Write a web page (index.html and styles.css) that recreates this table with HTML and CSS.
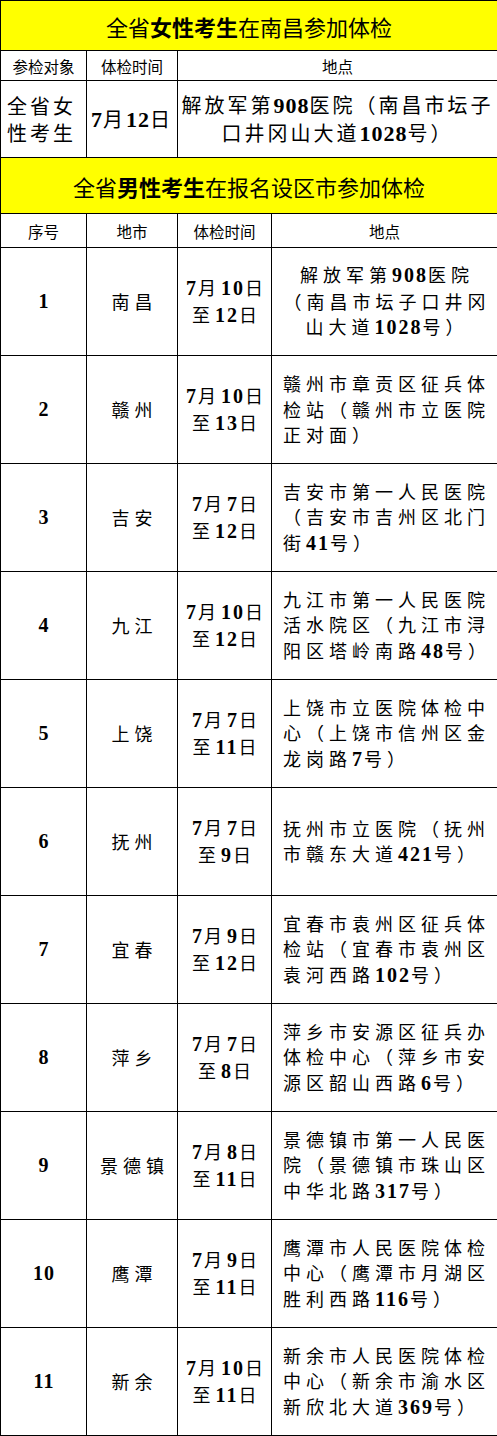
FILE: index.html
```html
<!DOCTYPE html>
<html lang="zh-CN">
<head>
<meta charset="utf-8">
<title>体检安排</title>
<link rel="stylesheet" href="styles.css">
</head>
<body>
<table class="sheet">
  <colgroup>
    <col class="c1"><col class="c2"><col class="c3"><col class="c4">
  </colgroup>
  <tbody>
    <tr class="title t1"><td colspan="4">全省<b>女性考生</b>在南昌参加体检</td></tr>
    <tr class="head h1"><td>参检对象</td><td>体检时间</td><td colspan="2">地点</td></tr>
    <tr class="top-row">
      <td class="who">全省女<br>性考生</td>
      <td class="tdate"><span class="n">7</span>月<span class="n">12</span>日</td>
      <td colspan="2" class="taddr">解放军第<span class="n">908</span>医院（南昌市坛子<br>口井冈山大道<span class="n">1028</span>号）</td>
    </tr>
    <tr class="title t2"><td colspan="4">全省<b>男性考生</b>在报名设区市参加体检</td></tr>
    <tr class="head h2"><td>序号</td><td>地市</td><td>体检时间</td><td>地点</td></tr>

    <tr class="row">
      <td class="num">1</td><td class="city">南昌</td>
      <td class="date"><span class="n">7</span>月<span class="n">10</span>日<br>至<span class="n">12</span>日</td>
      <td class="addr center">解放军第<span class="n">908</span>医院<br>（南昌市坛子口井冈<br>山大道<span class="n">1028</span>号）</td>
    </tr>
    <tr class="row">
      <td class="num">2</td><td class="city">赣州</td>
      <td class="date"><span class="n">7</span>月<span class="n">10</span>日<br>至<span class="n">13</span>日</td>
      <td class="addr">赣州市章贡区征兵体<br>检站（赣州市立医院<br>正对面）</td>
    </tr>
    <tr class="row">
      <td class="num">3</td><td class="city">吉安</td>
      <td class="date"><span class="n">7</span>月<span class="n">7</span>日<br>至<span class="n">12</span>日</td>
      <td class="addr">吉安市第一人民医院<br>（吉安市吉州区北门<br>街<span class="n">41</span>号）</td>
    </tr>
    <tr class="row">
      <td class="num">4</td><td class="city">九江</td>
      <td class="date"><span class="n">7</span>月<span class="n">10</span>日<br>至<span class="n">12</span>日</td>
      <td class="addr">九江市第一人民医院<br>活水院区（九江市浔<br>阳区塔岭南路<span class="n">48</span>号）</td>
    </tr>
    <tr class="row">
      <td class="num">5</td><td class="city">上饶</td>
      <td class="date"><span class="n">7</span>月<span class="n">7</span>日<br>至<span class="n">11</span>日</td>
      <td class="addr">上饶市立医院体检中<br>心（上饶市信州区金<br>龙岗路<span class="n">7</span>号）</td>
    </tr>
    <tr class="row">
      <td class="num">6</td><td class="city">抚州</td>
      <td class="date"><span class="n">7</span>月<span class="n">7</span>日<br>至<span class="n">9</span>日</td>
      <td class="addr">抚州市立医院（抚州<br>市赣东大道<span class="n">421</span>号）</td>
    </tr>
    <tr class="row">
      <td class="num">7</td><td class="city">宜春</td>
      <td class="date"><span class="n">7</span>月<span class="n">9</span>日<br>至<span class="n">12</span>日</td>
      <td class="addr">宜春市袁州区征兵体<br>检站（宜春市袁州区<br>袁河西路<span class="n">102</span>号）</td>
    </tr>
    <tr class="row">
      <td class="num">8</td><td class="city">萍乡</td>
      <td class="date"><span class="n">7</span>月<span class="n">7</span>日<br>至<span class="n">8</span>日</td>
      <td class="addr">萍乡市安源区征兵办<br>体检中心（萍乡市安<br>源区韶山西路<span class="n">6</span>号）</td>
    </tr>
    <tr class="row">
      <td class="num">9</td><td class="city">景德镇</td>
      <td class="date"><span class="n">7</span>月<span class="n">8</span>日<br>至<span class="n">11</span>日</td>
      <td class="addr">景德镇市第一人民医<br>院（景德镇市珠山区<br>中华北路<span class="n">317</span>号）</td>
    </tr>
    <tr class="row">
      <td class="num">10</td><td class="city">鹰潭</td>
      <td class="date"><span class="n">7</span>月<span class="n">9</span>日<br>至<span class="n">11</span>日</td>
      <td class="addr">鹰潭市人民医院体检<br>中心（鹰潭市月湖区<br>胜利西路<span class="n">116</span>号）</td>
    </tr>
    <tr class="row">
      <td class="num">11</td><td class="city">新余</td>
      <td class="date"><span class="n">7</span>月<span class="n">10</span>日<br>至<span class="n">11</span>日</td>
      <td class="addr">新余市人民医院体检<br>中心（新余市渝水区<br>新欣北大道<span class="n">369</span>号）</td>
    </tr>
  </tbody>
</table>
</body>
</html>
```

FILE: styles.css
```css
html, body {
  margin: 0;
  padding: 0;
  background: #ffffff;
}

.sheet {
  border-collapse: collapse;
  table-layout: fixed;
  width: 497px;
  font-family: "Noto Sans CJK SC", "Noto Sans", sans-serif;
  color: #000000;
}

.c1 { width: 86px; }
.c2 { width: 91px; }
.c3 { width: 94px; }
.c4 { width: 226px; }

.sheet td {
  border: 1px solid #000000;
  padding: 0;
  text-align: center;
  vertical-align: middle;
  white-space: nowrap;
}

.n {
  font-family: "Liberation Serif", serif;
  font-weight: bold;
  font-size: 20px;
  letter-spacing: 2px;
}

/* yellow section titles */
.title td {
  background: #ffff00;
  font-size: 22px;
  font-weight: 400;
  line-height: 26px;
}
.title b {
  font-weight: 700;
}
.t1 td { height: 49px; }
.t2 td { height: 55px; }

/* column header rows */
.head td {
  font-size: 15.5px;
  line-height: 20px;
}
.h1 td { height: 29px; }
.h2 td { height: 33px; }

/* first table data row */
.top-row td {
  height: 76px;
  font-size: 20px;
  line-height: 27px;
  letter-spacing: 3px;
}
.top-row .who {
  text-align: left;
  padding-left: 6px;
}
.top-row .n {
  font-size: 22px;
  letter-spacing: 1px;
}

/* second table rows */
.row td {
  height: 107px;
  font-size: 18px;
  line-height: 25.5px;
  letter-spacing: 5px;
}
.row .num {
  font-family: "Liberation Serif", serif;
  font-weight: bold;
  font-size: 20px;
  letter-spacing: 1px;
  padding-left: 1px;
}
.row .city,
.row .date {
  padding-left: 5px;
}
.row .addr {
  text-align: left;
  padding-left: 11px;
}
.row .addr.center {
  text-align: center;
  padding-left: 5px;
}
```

■ PROBLEM REQUIREMENTS
Copy out the data above exactly, except the pictures.

■ TASK SOLUTION
Write a web page (index.html and styles.css) that recreates this table with HTML and CSS.
FILE: index.html
```html
<!DOCTYPE html>
<html lang="zh-CN">
<head>
<meta charset="utf-8">
<title>体检安排</title>
<link rel="stylesheet" href="styles.css">
</head>
<body>
<table class="sheet">
  <colgroup>
    <col class="c1"><col class="c2"><col class="c3"><col class="c4">
  </colgroup>
  <tbody>
    <tr class="title t1"><td colspan="4">全省<b>女性考生</b>在南昌参加体检</td></tr>
    <tr class="head h1"><td>参检对象</td><td>体检时间</td><td colspan="2">地点</td></tr>
    <tr class="top-row">
      <td class="who">全省女<br>性考生</td>
      <td class="tdate"><span class="n">7</span>月<span class="n">12</span>日</td>
      <td colspan="2" class="taddr">解放军第<span class="n">908</span>医院（南昌市坛子<br>口井冈山大道<span class="n">1028</span>号）</td>
    </tr>
    <tr class="title t2"><td colspan="4">全省<b>男性考生</b>在报名设区市参加体检</td></tr>
    <tr class="head h2"><td>序号</td><td>地市</td><td>体检时间</td><td>地点</td></tr>

    <tr class="row">
      <td class="num">1</td><td class="city">南昌</td>
      <td class="date"><span class="n">7</span>月<span class="n">10</span>日<br>至<span class="n">12</span>日</td>
      <td class="addr center">解放军第<span class="n">908</span>医院<br>（南昌市坛子口井冈<br>山大道<span class="n">1028</span>号）</td>
    </tr>
    <tr class="row">
      <td class="num">2</td><td class="city">赣州</td>
      <td class="date"><span class="n">7</span>月<span class="n">10</span>日<br>至<span class="n">13</span>日</td>
      <td class="addr">赣州市章贡区征兵体<br>检站（赣州市立医院<br>正对面）</td>
    </tr>
    <tr class="row">
      <td class="num">3</td><td class="city">吉安</td>
      <td class="date"><span class="n">7</span>月<span class="n">7</span>日<br>至<span class="n">12</span>日</td>
      <td class="addr">吉安市第一人民医院<br>（吉安市吉州区北门<br>街<span class="n">41</span>号）</td>
    </tr>
    <tr class="row">
      <td class="num">4</td><td class="city">九江</td>
      <td class="date"><span class="n">7</span>月<span class="n">10</span>日<br>至<span class="n">12</span>日</td>
      <td class="addr">九江市第一人民医院<br>活水院区（九江市浔<br>阳区塔岭南路<span class="n">48</span>号）</td>
    </tr>
    <tr class="row">
      <td class="num">5</td><td class="city">上饶</td>
      <td class="date"><span class="n">7</span>月<span class="n">7</span>日<br>至<span class="n">11</span>日</td>
      <td class="addr">上饶市立医院体检中<br>心（上饶市信州区金<br>龙岗路<span class="n">7</span>号）</td>
    </tr>
    <tr class="row">
      <td class="num">6</td><td class="city">抚州</td>
      <td class="date"><span class="n">7</span>月<span class="n">7</span>日<br>至<span class="n">9</span>日</td>
      <td class="addr">抚州市立医院（抚州<br>市赣东大道<span class="n">421</span>号）</td>
    </tr>
    <tr class="row">
      <td class="num">7</td><td class="city">宜春</td>
      <td class="date"><span class="n">7</span>月<span class="n">9</span>日<br>至<span class="n">12</span>日</td>
      <td class="addr">宜春市袁州区征兵体<br>检站（宜春市袁州区<br>袁河西路<span class="n">102</span>号）</td>
    </tr>
    <tr class="row">
      <td class="num">8</td><td class="city">萍乡</td>
      <td class="date"><span class="n">7</span>月<span class="n">7</span>日<br>至<span class="n">8</span>日</td>
      <td class="addr">萍乡市安源区征兵办<br>体检中心（萍乡市安<br>源区韶山西路<span class="n">6</span>号）</td>
    </tr>
    <tr class="row">
      <td class="num">9</td><td class="city">景德镇</td>
      <td class="date"><span class="n">7</span>月<span class="n">8</span>日<br>至<span class="n">11</span>日</td>
      <td class="addr">景德镇市第一人民医<br>院（景德镇市珠山区<br>中华北路<span class="n">317</span>号）</td>
    </tr>
    <tr class="row">
      <td class="num">10</td><td class="city">鹰潭</td>
      <td class="date"><span class="n">7</span>月<span class="n">9</span>日<br>至<span class="n">11</span>日</td>
      <td class="addr">鹰潭市人民医院体检<br>中心（鹰潭市月湖区<br>胜利西路<span class="n">116</span>号）</td>
    </tr>
    <tr class="row">
      <td class="num">11</td><td class="city">新余</td>
      <td class="date"><span class="n">7</span>月<span class="n">10</span>日<br>至<span class="n">11</span>日</td>
      <td class="addr">新余市人民医院体检<br>中心（新余市渝水区<br>新欣北大道<span class="n">369</span>号）</td>
    </tr>
  </tbody>
</table>
</body>
</html>
```

FILE: styles.css
```css
html, body {
  margin: 0;
  padding: 0;
  background: #ffffff;
}

.sheet {
  border-collapse: collapse;
  table-layout: fixed;
  width: 497px;
  font-family: "Noto Sans CJK SC", "Noto Sans", sans-serif;
  color: #000000;
}

.c1 { width: 86px; }
.c2 { width: 91px; }
.c3 { width: 94px; }
.c4 { width: 226px; }

.sheet td {
  border: 1px solid #000000;
  padding: 0;
  text-align: center;
  vertical-align: middle;
  white-space: nowrap;
}

.n {
  font-family: "Liberation Serif", serif;
  font-weight: bold;
  font-size: 20px;
  letter-spacing: 2px;
}

/* yellow section titles */
.title td {
  background: #ffff00;
  font-size: 22px;
  font-weight: 400;
  line-height: 26px;
}
.title b {
  font-weight: 700;
}
.t1 td { height: 49px; }
.t2 td { height: 55px; }

/* column header rows */
.head td {
  font-size: 15.5px;
  line-height: 20px;
}
.h1 td { height: 29px; }
.h2 td { height: 33px; }

/* first table data row */
.top-row td {
  height: 76px;
  font-size: 20px;
  line-height: 27px;
  letter-spacing: 3px;
}
.top-row .who {
  text-align: left;
  padding-left: 6px;
}
.top-row .n {
  font-size: 22px;
  letter-spacing: 1px;
}

/* second table rows */
.row td {
  height: 107px;
  font-size: 18px;
  line-height: 25.5px;
  letter-spacing: 5px;
}
.row .num {
  font-family: "Liberation Serif", serif;
  font-weight: bold;
  font-size: 20px;
  letter-spacing: 1px;
  padding-left: 1px;
}
.row .city,
.row .date {
  padding-left: 5px;
}
.row .addr {
  text-align: left;
  padding-left: 11px;
}
.row .addr.center {
  text-align: center;
  padding-left: 5px;
}
```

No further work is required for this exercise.